The second kind of “attractor” is a limit-cycle. That’s when the system “oscillates”, i.e. moves in a circular pattern of some sort. This circular pattern is perfectly predictable. If we could somehow eliminate all friction in the pendulum joint and remove the air around it, you could flick the pendulum and it would swing back and forth forever. If you plotted the pendulum’s position along its arc versus its speed, you would get a perfect circle. For whatever reason, the science and math people decided to call this a “limit cycle”.

In the real world, an old-fashioned cuckoo clock or grandfathers clock is a system having a limit cycle. You pull the cord to lift up the weights, and the pull of gravity on those weights is transmitted by some gears and springs as to give the pendulum a little kick, just enough to overcome friction in the air and in the hinge. So the clock’s pendulum goes back and forth predictably, and thus powers the internal gears that drive the clock hands. If all the gears and stuff are designed well (by German engineers and craftsmen, no doubt), and you keep pulling up the weights now and then, the clock will keep good time. The limit cycle will be maintained.

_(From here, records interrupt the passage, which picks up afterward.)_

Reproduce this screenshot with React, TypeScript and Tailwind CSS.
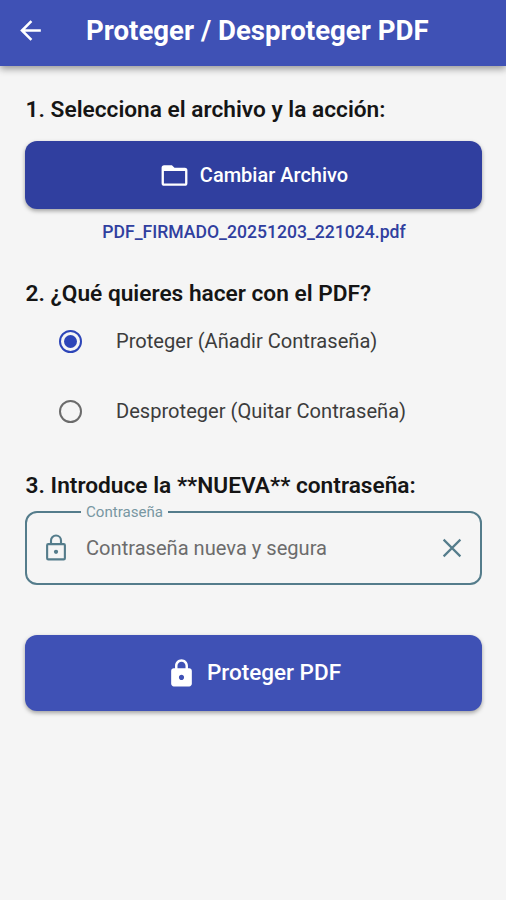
import { useState } from "react";
import { MdArrowBack, MdLock } from "react-icons/md";

const actions = [
  { id: "protect", label: "Proteger (Añadir Contraseña)" },
  { id: "unprotect", label: "Desproteger (Quitar Contraseña)" },
];

function Radio({ checked }: { checked: boolean }) {
  return (
    <span
      className={`flex size-[23px] shrink-0 items-center justify-center rounded-full border-[2.5px] ${
        checked ? "border-[#2d45b8]" : "border-[#6b6b6b]"
      }`}
    >
      {checked && <span className="size-[13px] rounded-full bg-[#2d45b8]" />}
    </span>
  );
}

function LockOutline() {
  return (
    <svg viewBox="0 0 24 24" className="size-[30px] shrink-0" fill="none" stroke="#547c8b" strokeWidth="1.7">
      <rect x="4.9" y="8.9" width="14.2" height="12.2" rx="0.9" />
      <path d="M8 8.8V6a4 4 0 0 1 8 0v2.8" />
      <circle cx="12" cy="15" r="1.7" fill="#547c8b" stroke="none" />
    </svg>
  );
}

function Folder() {
  return (
    <svg viewBox="0 0 24 24" className="size-[31px] shrink-0" fill="currentColor">
      <path
        fillRule="evenodd"
        d="M4 4h6l2 2h8a2 2 0 0 1 2 2v10a2 2 0 0 1-2 2H4a2 2 0 0 1-2-2V6a2 2 0 0 1 2-2ZM3.8 8.6v9.6h16.4V8.6Z"
      />
    </svg>
  );
}

function Close() {
  return (
    <svg viewBox="0 0 24 24" className="size-[30px]" fill="none" stroke="#547c8b" strokeWidth="1.7">
      <path d="m5.3 5.3 13.4 13.4M18.7 5.3 5.3 18.7" />
    </svg>
  );
}

export default function App() {
  const [action, setAction] = useState("protect");
  const [password, setPassword] = useState("");

  return (
    <div className="min-h-screen w-full bg-[#f5f5f5] font-['Roboto',sans-serif] text-[#151515]">
      <header className="flex h-[65.5px] items-center bg-[#3f51b5] pb-[5px] pl-[15px] text-white shadow-[0_3px_7px_rgba(0,0,0,0.38)]">
        <button aria-label="Volver">
          <MdArrowBack className="size-[31px]" />
        </button>
        <h1 className="ml-[40px] whitespace-nowrap pt-[2px] text-[27.6px] font-bold leading-[32px]">
          Proteger / Desproteger PDF
        </h1>
      </header>

      <main className="flex flex-col px-[25px] pt-[30.5px]">
        <h2 className="ml-[0.6px] whitespace-nowrap text-[22.68px] font-semibold leading-[28px]">
          1. Selecciona el archivo y la acción:
        </h2>
        <button className="mt-[17px] flex h-[68px] w-[457px] items-center justify-center gap-[10px] rounded-[12px] bg-[#303f9f] text-[20px] font-medium text-white shadow-[0_2px_4px_rgba(0,0,0,0.35)]">
          <Folder />
          Cambiar Archivo
        </button>
        <p className="mt-[11px] pl-[2px] text-center text-[17.6px] font-medium leading-[24px] text-[#303f9f]">
          PDF_FIRMADO_20251203_221024.pdf
        </p>

        <h2 className="ml-[0.6px] mt-[36px] whitespace-nowrap text-[22.68px] font-semibold leading-[28px]">
          2. ¿Qué quieres hacer con el PDF?
        </h2>
        <div role="radiogroup" className="-mt-[2px]">
          {actions.map((item) => (
            <button
              key={item.id}
              role="radio"
              aria-checked={action === item.id}
              onClick={() => setAction(item.id)}
              className="flex h-[70px] w-full items-center gap-[34px] pl-[34px] text-left text-[20.1px] text-[#3c3c3c]"
            >
              <Radio checked={action === item.id} />
              <span className="whitespace-nowrap">{item.label}</span>
            </button>
          ))}
        </div>

        <h2 className="ml-[0.6px] mt-[26px] whitespace-nowrap text-[22.68px] font-semibold leading-[28px]">
          3. Introduce la **NUEVA** contraseña:
        </h2>
        <div className="relative mt-[11px] flex h-[74px] w-[457px] items-center rounded-[12px] border-[2.5px] border-[#547c8b] pl-[14px] pr-[13px]">
          <label
            htmlFor="password"
            className="absolute left-[54px] top-[-11px] bg-[#f5f5f5] px-[5px] text-[15.1px] leading-[20px] text-[#7897a2]"
          >
            Contraseña
          </label>
          <LockOutline />
          <input
            id="password"
            type="password"
            value={password}
            onChange={(e) => setPassword(e.target.value)}
            placeholder="Contraseña nueva y segura"
            className="ml-[15px] min-w-0 flex-1 bg-transparent text-[20.1px] outline-none placeholder:text-[#6c6c6c]"
          />
          <button aria-label="Borrar" onClick={() => setPassword("")}>
            <Close />
          </button>
        </div>

        <button className="mt-[50px] flex h-[75.5px] w-[457px] items-center justify-center gap-[10px] rounded-[12px] bg-[#3f51b5] pt-px text-[22.5px] font-medium text-white shadow-[0_2px_4px_rgba(0,0,0,0.35)]">
          <MdLock className="size-[31px]" />
          Proteger PDF
        </button>
      </main>
    </div>
  );
}
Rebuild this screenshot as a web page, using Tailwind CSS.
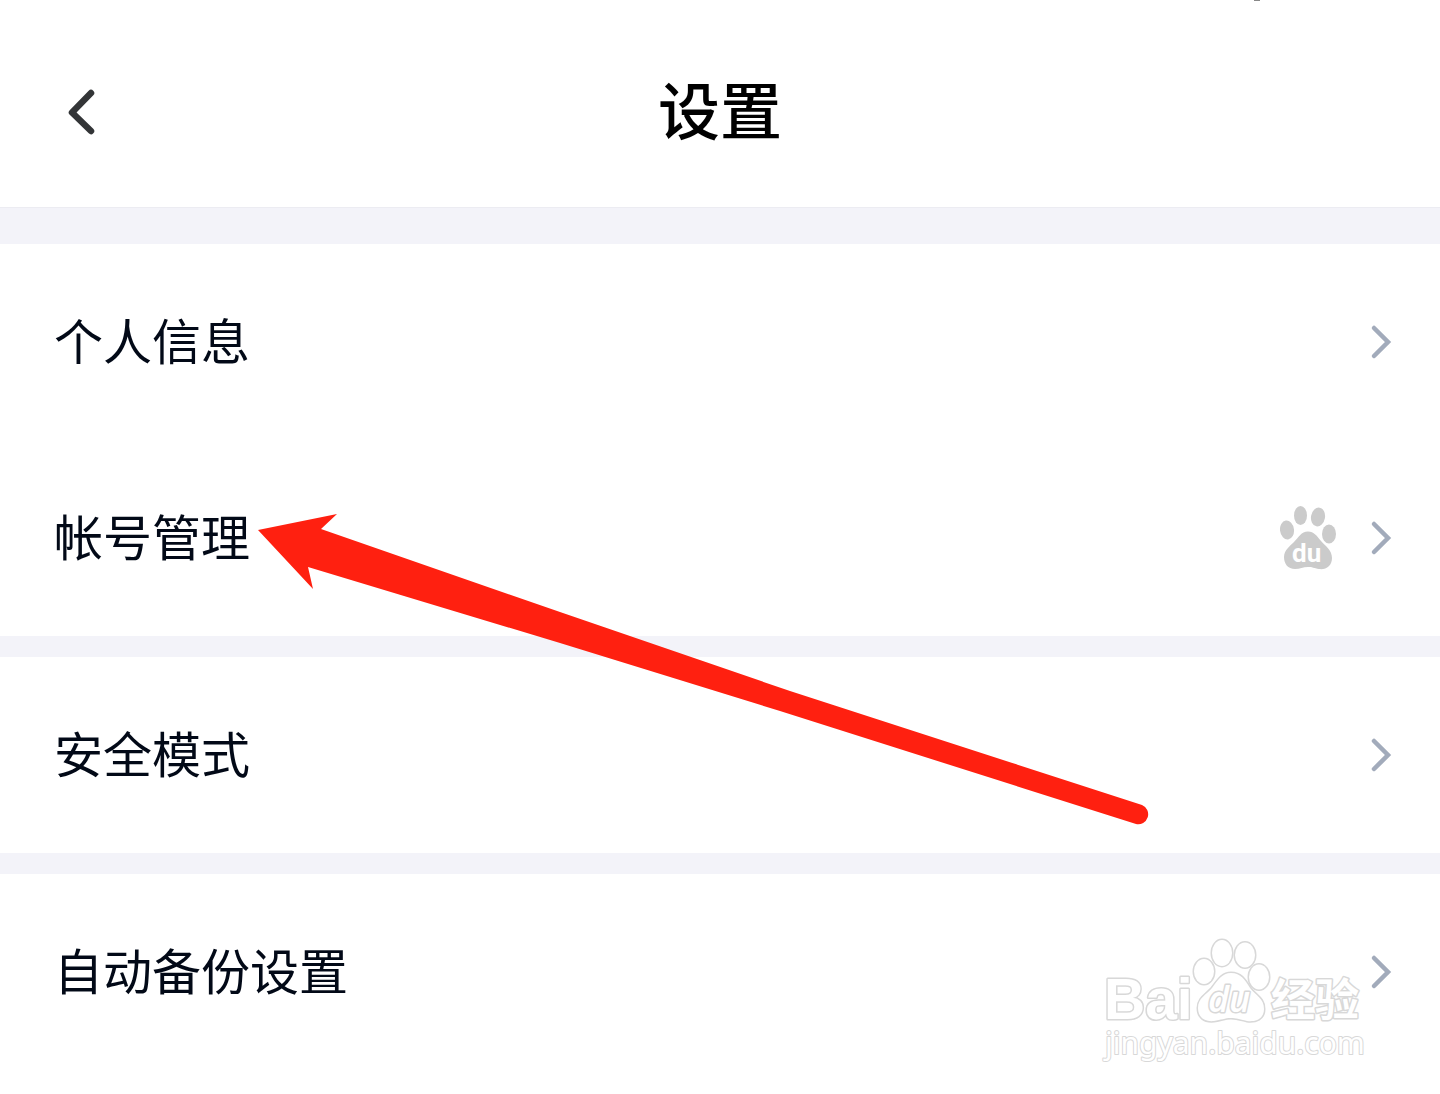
<!DOCTYPE html>
<html lang="zh-CN">
<head>
<meta charset="utf-8">
<meta name="viewport" content="width=device-width, initial-scale=1">
<title>设置</title>
<script src="https://cdn.jsdelivr.net/npm/@tailwindcss/browser@4"></script>
</head>
<body class="relative min-h-screen overflow-x-hidden bg-white font-['Noto_Sans_CJK_SC',sans-serif] text-[#020917]">
<svg class="hidden">
  <symbol id="chevron" viewBox="0 0 24 36"><path d="M4 4 18 18 4 32" fill="none" stroke="#a2abbb" stroke-width="4.500" stroke-linecap="round" stroke-linejoin="miter"/></symbol>
</svg>
<header class="relative flex h-52 items-center justify-center border-b border-[#ececf2] pt-4">
  <button type="button" aria-label="返回" class="absolute left-16 flex h-12 w-9 items-center">
    <svg class="h-12 w-9" viewBox="0 0 36 48" fill="none" stroke="#333537" stroke-width="6.5" stroke-linecap="round" stroke-linejoin="round"><path d="M27 5 8 24.500 27 43"/></svg>
  </button>
  <h1 class="pb-2 text-[62px] leading-[80px] font-medium text-black">设置</h1>
  <span class="absolute top-0 right-45 h-px w-1.5 bg-[#888]"></span>
</header>
<main class="bg-[#f3f3f9] pt-9">
  <ul class="flex flex-col bg-white">
    <li><a href="#profile" class="flex h-49 items-center justify-between pr-[46px] pl-[54px]"><span class="pb-1.5 text-[49px] leading-[72px] font-normal">个人信息</span><svg class="h-9 w-6"><use href="#chevron"/></svg></a></li>
    <li><a href="#account" class="flex h-49 items-center pr-[46px] pl-[54px]"><span class="grow pb-1.5 text-[49px] leading-[72px] font-normal">帐号管理</span>
      <svg class="mr-[34px] h-16 w-14" viewBox="0 0 56 64" fill="#cbcbcb"><ellipse cx="7" cy="24" rx="7" ry="9.500" transform="rotate(-7 7 24)"/><ellipse cx="20.500" cy="9.500" rx="6.500" ry="9.500"/><ellipse cx="38" cy="11" rx="7" ry="9.500" transform="rotate(10 38 11)"/><ellipse cx="49" cy="28" rx="7" ry="9.500"/><path d="M28 25.500C34 25.500 37 30 41 35 45 39.500 52 44 52 52 52 60 46 64 39 63 34 62 32 61 28 61 23 61 20 63 15 63 8 63 4 58 4 51 4 44 10 40 14 36 19 31 21 25.500 28 25.500Z"/><text x="12" y="56" fill="#fff" class="font-['Roboto'] text-[26px] font-bold">du</text></svg>
      <svg class="h-9 w-6"><use href="#chevron"/></svg></a></li>
  </ul>
  <ul class="mt-[21px] bg-white">
    <li><a href="#safe" class="flex h-49 items-center justify-between pr-[46px] pl-[54px]"><span class="pb-1.5 text-[49px] leading-[72px] font-normal">安全模式</span><svg class="h-9 w-6"><use href="#chevron"/></svg></a></li>
  </ul>
  <ul class="mt-[21px] bg-white pb-6">
    <li class="relative"><a href="#backup" class="flex h-49 items-center justify-between pr-[46px] pl-[54px]"><span class="pb-1.5 text-[49px] leading-[72px] font-normal">自动备份设置</span><svg class="h-9 w-6"><use href="#chevron"/></svg></a>
      <svg class="pointer-events-none absolute top-14 right-17 h-36 w-68" viewBox="0 0 272 144" fill="#fff" stroke="#d8d8d8" stroke-width="3" stroke-linejoin="round" paint-order="stroke">
        <text x="4" y="89" class="font-['Liberation_Sans'] text-[57px] font-bold">Bai</text>
        <g stroke-width="3"><ellipse cx="104" cy="41.500" rx="10" ry="12.500"/><ellipse cx="122" cy="23" rx="10" ry="13"/><ellipse cx="145" cy="25" rx="10" ry="12.500"/><ellipse cx="159" cy="47" rx="10" ry="12.500"/><path d="M131 43C141 43 145 50 150 58 156 66 164 68 164 79 164 89 156 92 147 91 139 89 136 88 131 88 125 88 121 90 114 91 104 92 98 87 98 78 98 68 106 65 112 58 118 50 122 43 131 43Z"/></g>
        <text x="108" y="82" class="font-['Open_Sans'] text-[36px] font-semibold italic">du</text>
        <text x="171" y="86" class="font-['Noto_Sans_CJK_SC'] text-[44px] font-bold">经验</text>
        <text x="5" y="124" stroke-width="2" class="font-['Noto_Sans'] text-[30px]">jingyan.baidu.com</text>
      </svg>
    </li>
  </ul>
</main>
<svg class="pointer-events-none absolute top-[500px] left-[240px] h-[340px] w-[920px]" viewBox="240 500 920 340" fill="#ff2010"><path d="M258 530 337 514 321 529 560 612 790 691 1142 805A10 10 0 0 1 1136 824L780 711 560 643 308 567 313 589Z"/></svg>
</body>
</html>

(Yes, I’m old enough to remember cuckoo clocks. My grandparents had a big one in their apartment, and my parents had a smaller one in our kitchen. When you woke up in the middle of the night, you were never more than 59 minutes or so from finding out what time it was. But the constant tick-tick-ticking of the pendulum often helped you get back to sleep before the mechanical cuckoo sang its hourly song.)

So what is a “chaotic attractor”, more colorfully known as a “strange attractor”? Well, that’s the next step up in the sequence from point attractor to limit-cycle attractor. A strange attractor mixes chaotic unpredictability with just enough regularity to still be considered an “attractor”. To make a cuckoo clock “strange”, you would have to get a mad clockbuilder to put in some additional gears powered independently by a separate weight, and have the output of these gears join in somehow with the regular “kick” that goes to the pendulum. These “strange gears” would work out of synch with the original set of gears; the pendulum might get a kick one way according to one frequency, then get a lesser or greater kick in the other direction at a different frequency.

As a result, the pendulum (and thus the clock) would be all mixed up. Sometimes it might be a half second between ticks, at other times it might take two and a third seconds. So now there is chaos. But it’s not absolute chaos; the pendulum is still ticking, after all. It doesn’t stall and stop ticking, nor does it keep speeding up until it breaks (although that could be arranged; but we are assuming that our mad clock scientist didn’t put that much ooomp in the “strange” kicker system).

Perhaps this clock still keeps some kind of time, but not accurate time; it’s almost always ahead or behind the real time, and you’re never sure which. But on average, over many minutes and hours, the clock hands still advance at a steady rate; this average could even be 24 clock hours per day. So the demented “strange cuckoo” could still be “attracted” to a 24 hour day, but would be too chaotic within that day to give you accurate time. Its “limit cycle” has gone over to become “strange”. But it still has a beating pendulum that hasn’t flown off the hook (that would be a further “state transition” for this crazy cuckoo clock).

So that’s the strange magic of strange attractors. I’ve been fooling with an Excel program that develops strange attractor patterns for an interacting math system that describes something like a clock pendulum; I’ve attached some of the “state space plots” below. Each reflects the output results over time from a particular set of input conditions. This is just a small sample of the many possible “state space” patterns that can occur between position and velocity, as the input parameters are “tweeked”. Sometimes a small tweek has hardly any effect on the pattern. Once in a blue moon, a small tweek changes everything – and I see that chaotic butterfly at work! It’s all quite interesting – and quite strange!